Thursday, August 24, 2006

The Communal/Independent Struggle

It's strange the struggle that I, and perhaps many in the North American culture, have between being an individual with independence and our group/network reliance. As I child, I longed for a time when I could claim to be fully independent and not rely on others (perhaps due to guilt manipulation by certian people making me feel more of a burden than an aid or my role as caregiver to those who should have given care to me but let's skip the therapy classes). Today I claim to be quite social and recognize the need for community support and reliance. I spurn the lack of the communal in our culture and recognize the idol-like attention given to the individual. And although I support our social structure, spread the little wealth I have, and open myself with acions for others, there is still a part of me that would rather give than recieve. It's like I can dish it out but can't take it.

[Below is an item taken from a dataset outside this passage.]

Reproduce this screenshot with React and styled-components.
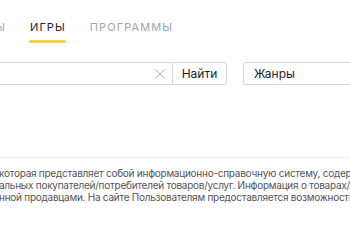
import styled, { createGlobalStyle } from 'styled-components'

const GlobalStyle = createGlobalStyle`
   html, body {
      margin: 0;
      padding: 0;
      background: #ffffff;
      overflow: hidden;
   }
   body {
      font-family: Inter, 'Noto Sans', Arial, sans-serif;
   }
`

const Page = styled.div`
   width: 350px;
   height: 250px;
   overflow: hidden;
   padding-top: 19px;
   box-sizing: border-box;
`

const Tabs = styled.nav`
   display: flex;
   gap: 24px;
   height: 24px;
`

const ClippedTab = styled.div`
   width: ${(p) => p.$width}px;
   overflow: hidden;
   display: flex;
   justify-content: flex-end;
`

const Tab = styled.a`
   position: relative;
   display: block;
   flex-shrink: 0;
   font-size: 11px;
   line-height: 16px;
   letter-spacing: 1.1px;
   text-transform: uppercase;
   color: ${(p) => (p.$active ? '#222222' : '#a3a3a3')};
   font-weight: 400;
   white-space: nowrap;
   text-decoration: none;

   &::after {
      content: '';
      display: ${(p) => (p.$active ? 'block' : 'none')};
      position: absolute;
      left: -1px;
      right: 0;
      top: 21px;
      height: 3px;
      border-radius: 2px;
      background: #f6d332;
   }
`

const SearchRow = styled.div`
   display: flex;
   align-items: stretch;
   margin: 19px -10px 0 -10px;
   height: 23px;
`

const InputWrap = styled.div`
   position: relative;
   flex: 1;
   border: 1px solid #d6d6d6;
   border-right: none;
   box-sizing: border-box;
`

const ClearIcon = styled.svg`
   position: absolute;
   right: 7px;
   top: 6px;
   width: 10px;
   height: 10px;
`

const FindButton = styled.button`
   width: 55px;
   flex-shrink: 0;
   box-sizing: border-box;
   border: 1px solid #d6d6d6;
   border-radius: 0 3px 3px 0;
   background: #ffffff;
   font-family: inherit;
   font-size: 12px;
   color: #222222;
   padding: 0;
`

const GenresBox = styled.div`
   margin-left: 16px;
   width: 117px;
   flex-shrink: 0;
   box-sizing: border-box;
   border: 1px solid #d6d6d6;
   border-radius: 3px;
   padding-left: 10px;
   display: flex;
   align-items: center;
   font-size: 12px;
   color: #222222;
`

const Divider = styled.div`
   margin-top: 72px;
   height: 1px;
   background: #ececec;
`

const Text = styled.div`
   margin-top: 9px;
   margin-left: -1px;
   font-size: 10px;
   line-height: 12px;
   letter-spacing: -0.25px;
   color: #555555;
   white-space: nowrap;
`

export default function App() {
   return (
      <Page>
         <GlobalStyle />
         <Tabs>
            <ClippedTab $width={6}>
               <Tab>Фильмы</Tab>
            </ClippedTab>
            <Tab $active>Игры</Tab>
            <Tab>Программы</Tab>
         </Tabs>

         <SearchRow>
            <InputWrap>
               <ClearIcon viewBox="0 0 10 10">
                  <path d="M0.5 0.5 L9.5 9.5 M9.5 0.5 L0.5 9.5" stroke="#b8b8b8" strokeWidth="1" fill="none" />
               </ClearIcon>
            </InputWrap>
            <FindButton>Найти</FindButton>
            <GenresBox>Жанры</GenresBox>
         </SearchRow>

         <Divider />

         <Text>
            которая представляет собой информационно-справочную систему, содержащую сведения
            <br />
            альных покупателей/потребителей товаров/услуг. Информация о товарах/услугах
            <br />
            нной продавцами. На сайте Пользователям предоставляется возможность оставлять
         </Text>
      </Page>
   )
}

What leads to this independent individualist action? Is it my pride? The guilt of the undeserving? Why is it so hard to let others help me? Some might be saying this is a good thing. You're a servant and show genuine love but maybe this is another element of how love can go wrong. It is, in a way, selfish to continually give love without accepting it from others. You are not allowing others the pleasure of having thier love recieved. Others might say that I am being communal and supporting the people around me- but I would argue that my actions are more individualist and independent than anything else. How so? I am placed in a power position when I am the one giving rather than recieving. This brings me satisfaction and reaffirms that I can do things for myself. Although I can come before God feeling weak, needing help, it's strange that I can not come to my fellow brethren for the same service. It must be very hard for the people around. This is not to say that I do not show gratitude- for this I do feel quite deeply. Sometimes the simplest deeds done for/to me can make me brake out in tears.

Goal for the upcoming week- Allow myself to be loved by accepting love from others and ask for help/things when I not only need but also want them.